**Exercise:** Every line below should be copied exactly; drop the pictures.

**Supplied information:**
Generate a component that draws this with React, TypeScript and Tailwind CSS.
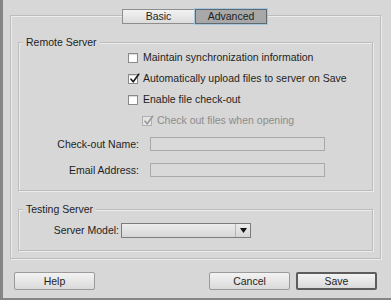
import React from "react";

function CheckBox({ checked = false, disabled = false }: { checked?: boolean; disabled?: boolean }) {
  return (
    <span
      className={`relative flex h-[10px] w-[10px] shrink-0 items-center justify-center border ${
        disabled ? "border-[#b0b0b0] bg-[#e4e4e4]" : "border-[#8a8a8a] bg-white shadow-[inset_0_1px_1px_rgba(0,0,0,0.15)]"
      }`}
    >
      {checked && (
        <svg
          className="absolute -top-[2px] left-[0px] h-[11px] w-[11px]"
          viewBox="0 0 12 12"
          fill="none"
          stroke={disabled ? "#9a9a9a" : "#1a1a1a"}
          strokeWidth={1.8}
          strokeLinecap="round"
          strokeLinejoin="round"
        >
          <path d="M2.2 6.8 L4.6 9.6 L10.6 1.4" />
        </svg>
      )}
    </span>
  );
}

function CheckRow({
  label,
  checked,
  disabled,
  indent,
}: {
  label: string;
  checked?: boolean;
  disabled?: boolean;
  indent: string;
}) {
  return (
    <div className={`flex h-[21px] items-center gap-[5px] ${indent}`}>
      <CheckBox checked={checked} disabled={disabled} />
      <span className={disabled ? "text-[#8c8c8c]" : "text-[#1e1e1e]"}>{label}</span>
    </div>
  );
}

function Button({ label, primary = false }: { label: string; primary?: boolean }) {
  return (
    <button
      className={`flex h-[18px] w-[81px] items-center justify-center rounded-[2px] bg-gradient-to-b from-[#f3f3f3] to-[#dadada] text-[#1e1e1e] ${
        primary ? "border-2 border-[#5c5c5c]" : "border border-[#9a9a9a]"
      }`}
    >
      {label}
    </button>
  );
}

function Group({ title, height, children }: { title: string; height: string; children: React.ReactNode }) {
  return (
    <div className={`relative border border-[#bcbcbc] shadow-[inset_1px_1px_0_#ececec,1px_1px_0_#ececec] ${height}`}>
      <span className="absolute -top-[7px] left-[4px] bg-[#d7d7d7] px-[3px] leading-[13px] text-[#1e1e1e]">
        {title}
      </span>
      {children}
    </div>
  );
}

export default function App() {
  return (
    <div
      className="h-[300px] w-[391px] overflow-hidden border-b-2 border-l-[3px] border-[#858585] bg-[#d7d7d7] pl-[7px] pr-[10px] pt-[15px] text-[10.5px] leading-[13px]"
      style={{ fontFamily: '"Liberation Sans", Arial, sans-serif' }}
    >
      <div className="relative h-[244px] border border-[#bcbcbc] px-[7px] pt-[26px] shadow-[inset_1px_1px_0_#ececec,1px_1px_0_#ececec]">
        <div className="absolute -top-[7px] left-[111px] flex">
          <div className="flex h-[15px] w-[73px] items-center justify-center border border-[#8e8e8e] bg-gradient-to-b from-[#f2f2f2] to-[#dcdcdc] text-[#1e1e1e]">
            Basic
          </div>
          <div className="flex h-[15px] w-[72px] items-center justify-center border border-[#5e6a72] bg-[#a8a8a8] text-[#1e1e1e] shadow-[0_0_0_1px_#a7c6dc]">
            Advanced
          </div>
        </div>

        <Group title="Remote Server" height="h-[149px]">
          <div className="pt-[4px]">
            <CheckRow indent="pl-[109px]" label="Maintain synchronization information" />
            <CheckRow indent="pl-[109px]" label="Automatically upload files to server on Save" checked />
            <CheckRow indent="pl-[109px]" label="Enable file check-out" />
            <CheckRow indent="pl-[123px]" label="Check out files when opening" checked disabled />
          </div>
          <div className="mt-[6px] flex h-[14px] items-center gap-[11px]">
            <span className="w-[120px] text-right text-[#1e1e1e]">Check-out Name:</span>
            <span className="h-[14px] w-[175px] border border-[#a9a9a9] bg-[#d9d9d9]" />
          </div>
          <div className="mt-[12px] flex h-[14px] items-center gap-[11px]">
            <span className="w-[120px] text-right text-[#1e1e1e]">Email Address:</span>
            <span className="h-[14px] w-[175px] border border-[#a9a9a9] bg-[#d9d9d9]" />
          </div>
        </Group>

        <div className="mt-[18px]">
          <Group title="Testing Server" height="h-[42px]">
            <div className="flex items-center gap-[2px] pt-[13px]">
              <span className="w-[100px] text-right text-[#1e1e1e]">Server Model:</span>
              <div className="flex h-[15px] w-[130px] items-center border border-[#7c7c7c] bg-gradient-to-b from-[#ececec] to-[#d6d6d6]">
                <span className="flex-1" />
                <span className="flex h-full w-[15px] items-center justify-center border-l border-[#b5b5b5]">
                  <svg className="h-[5px] w-[7px]" viewBox="0 0 7 5">
                    <path d="M0 0 H7 L3.5 5 Z" fill="#111" />
                  </svg>
                </span>
              </div>
            </div>
          </Group>
        </div>
      </div>

      <div className="mt-[13px] flex items-center pl-[4px] pr-[4px]">
        <Button label="Help" />
        <span className="flex-1" />
        <Button label="Cancel" />
        <span className="w-[6px]" />
        <Button label="Save" primary />
      </div>
    </div>
  );
}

**Solution for this exercise:**
Generate a component that draws this with React, TypeScript and Tailwind CSS.
import React from "react";

function CheckBox({ checked = false, disabled = false }: { checked?: boolean; disabled?: boolean }) {
  return (
    <span
      className={`relative flex h-[10px] w-[10px] shrink-0 items-center justify-center border ${
        disabled ? "border-[#b0b0b0] bg-[#e4e4e4]" : "border-[#8a8a8a] bg-white shadow-[inset_0_1px_1px_rgba(0,0,0,0.15)]"
      }`}
    >
      {checked && (
        <svg
          className="absolute -top-[2px] left-[0px] h-[11px] w-[11px]"
          viewBox="0 0 12 12"
          fill="none"
          stroke={disabled ? "#9a9a9a" : "#1a1a1a"}
          strokeWidth={1.8}
          strokeLinecap="round"
          strokeLinejoin="round"
        >
          <path d="M2.2 6.8 L4.6 9.6 L10.6 1.4" />
        </svg>
      )}
    </span>
  );
}

function CheckRow({
  label,
  checked,
  disabled,
  indent,
}: {
  label: string;
  checked?: boolean;
  disabled?: boolean;
  indent: string;
}) {
  return (
    <div className={`flex h-[21px] items-center gap-[5px] ${indent}`}>
      <CheckBox checked={checked} disabled={disabled} />
      <span className={disabled ? "text-[#8c8c8c]" : "text-[#1e1e1e]"}>{label}</span>
    </div>
  );
}

function Button({ label, primary = false }: { label: string; primary?: boolean }) {
  return (
    <button
      className={`flex h-[18px] w-[81px] items-center justify-center rounded-[2px] bg-gradient-to-b from-[#f3f3f3] to-[#dadada] text-[#1e1e1e] ${
        primary ? "border-2 border-[#5c5c5c]" : "border border-[#9a9a9a]"
      }`}
    >
      {label}
    </button>
  );
}

function Group({ title, height, children }: { title: string; height: string; children: React.ReactNode }) {
  return (
    <div className={`relative border border-[#bcbcbc] shadow-[inset_1px_1px_0_#ececec,1px_1px_0_#ececec] ${height}`}>
      <span className="absolute -top-[7px] left-[4px] bg-[#d7d7d7] px-[3px] leading-[13px] text-[#1e1e1e]">
        {title}
      </span>
      {children}
    </div>
  );
}

export default function App() {
  return (
    <div
      className="h-[300px] w-[391px] overflow-hidden border-b-2 border-l-[3px] border-[#858585] bg-[#d7d7d7] pl-[7px] pr-[10px] pt-[15px] text-[10.5px] leading-[13px]"
      style={{ fontFamily: '"Liberation Sans", Arial, sans-serif' }}
    >
      <div className="relative h-[244px] border border-[#bcbcbc] px-[7px] pt-[26px] shadow-[inset_1px_1px_0_#ececec,1px_1px_0_#ececec]">
        <div className="absolute -top-[7px] left-[111px] flex">
          <div className="flex h-[15px] w-[73px] items-center justify-center border border-[#8e8e8e] bg-gradient-to-b from-[#f2f2f2] to-[#dcdcdc] text-[#1e1e1e]">
            Basic
          </div>
          <div className="flex h-[15px] w-[72px] items-center justify-center border border-[#5e6a72] bg-[#a8a8a8] text-[#1e1e1e] shadow-[0_0_0_1px_#a7c6dc]">
            Advanced
          </div>
        </div>

        <Group title="Remote Server" height="h-[149px]">
          <div className="pt-[4px]">
            <CheckRow indent="pl-[109px]" label="Maintain synchronization information" />
            <CheckRow indent="pl-[109px]" label="Automatically upload files to server on Save" checked />
            <CheckRow indent="pl-[109px]" label="Enable file check-out" />
            <CheckRow indent="pl-[123px]" label="Check out files when opening" checked disabled />
          </div>
          <div className="mt-[6px] flex h-[14px] items-center gap-[11px]">
            <span className="w-[120px] text-right text-[#1e1e1e]">Check-out Name:</span>
            <span className="h-[14px] w-[175px] border border-[#a9a9a9] bg-[#d9d9d9]" />
          </div>
          <div className="mt-[12px] flex h-[14px] items-center gap-[11px]">
            <span className="w-[120px] text-right text-[#1e1e1e]">Email Address:</span>
            <span className="h-[14px] w-[175px] border border-[#a9a9a9] bg-[#d9d9d9]" />
          </div>
        </Group>

        <div className="mt-[18px]">
          <Group title="Testing Server" height="h-[42px]">
            <div className="flex items-center gap-[2px] pt-[13px]">
              <span className="w-[100px] text-right text-[#1e1e1e]">Server Model:</span>
              <div className="flex h-[15px] w-[130px] items-center border border-[#7c7c7c] bg-gradient-to-b from-[#ececec] to-[#d6d6d6]">
                <span className="flex-1" />
                <span className="flex h-full w-[15px] items-center justify-center border-l border-[#b5b5b5]">
                  <svg className="h-[5px] w-[7px]" viewBox="0 0 7 5">
                    <path d="M0 0 H7 L3.5 5 Z" fill="#111" />
                  </svg>
                </span>
              </div>
            </div>
          </Group>
        </div>
      </div>

      <div className="mt-[13px] flex items-center pl-[4px] pr-[4px]">
        <Button label="Help" />
        <span className="flex-1" />
        <Button label="Cancel" />
        <span className="w-[6px]" />
        <Button label="Save" primary />
      </div>
    </div>
  );
}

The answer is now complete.